One overall question the scalability discussion does not fully address is the performance impact introduced by the coupling itself. In other words, how much does the integration of the SWE and RE solvers degrade performance compared to running the two components independently? A brief quantitative or qualitative assessment of this overhead, whether due to synchronization, data exchange, or load imbalance, would help readers better understand the true cost of coupling and the efficiency of the current implementation.
Rainfall is always applied to the SWE, even when no ponding exists. Since this is a modeling choice and may not hold in all situations, it would be good to clarify the limitations of this assumption.

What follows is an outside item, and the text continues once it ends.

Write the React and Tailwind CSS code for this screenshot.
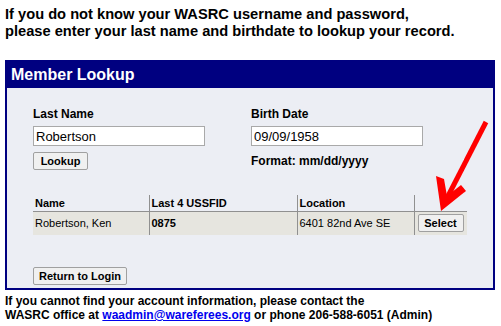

The Case 4 comparison shows the approach works well there, but a sentence noting scenarios where this may be less appropriate would be helpful.
Specific and Minor Comments:
Line 125, “that” to “than”
Figure 3 and the accompanying explanation are hard to follow. In the figure, if the intervals are meant to represent the time steps Δt, their lengths should be consistent. It is also not clear what the shaded/boxed “tsub” period represents. Does this interval mark the window during which the SWE and RE solvers exchange information? If so, this should be stated more explicitly in both the figure and the text.
In Section 2.3, the description of domain decomposition suggests that the model uses a structured grid without regional refinement. If this is indeed the case, it would be helpful to state this explicitly. Clarifying this will make it easier for readers to understand the limitations in the current domain decomposition strategy that you discuss later in the manuscript.
Line 174-176. The author should either report the results even in the supplement, or they should not use such a statement to support their conclusion.
Line 179, what is the range of y for the inlet boundary?
Line 246 “Fig. 14(b)” -> “Fig. 15(b)”
Lines 247–248: The explanation provided is reasonable, but I suggest elaborating a bit more here. Since simplified governing equations such as the kinematic and diffusive wave formulations are widely used in rainfall–runoff modeling, the distinction you highlight is important. This result that full SWE produces systematically larger ponding depths compared to the simplified approaches deserves to be emphasized more clearly, as it is likely to be of broad interest to the hydrologic modeling community.
For Figures 15 and 19, several curves overlap almost exactly, which makes them hard to distinguish. In Fig. 15, the blue and red lines lie directly on top of each other; using different line thicknesses (or slightly different styles) would make the overlap clearer. Similarly, in Fig. 19, the black circular markers are difficult to see because they coincide with another line. Adjusting line weights or marker sizes would improve readability in both figures.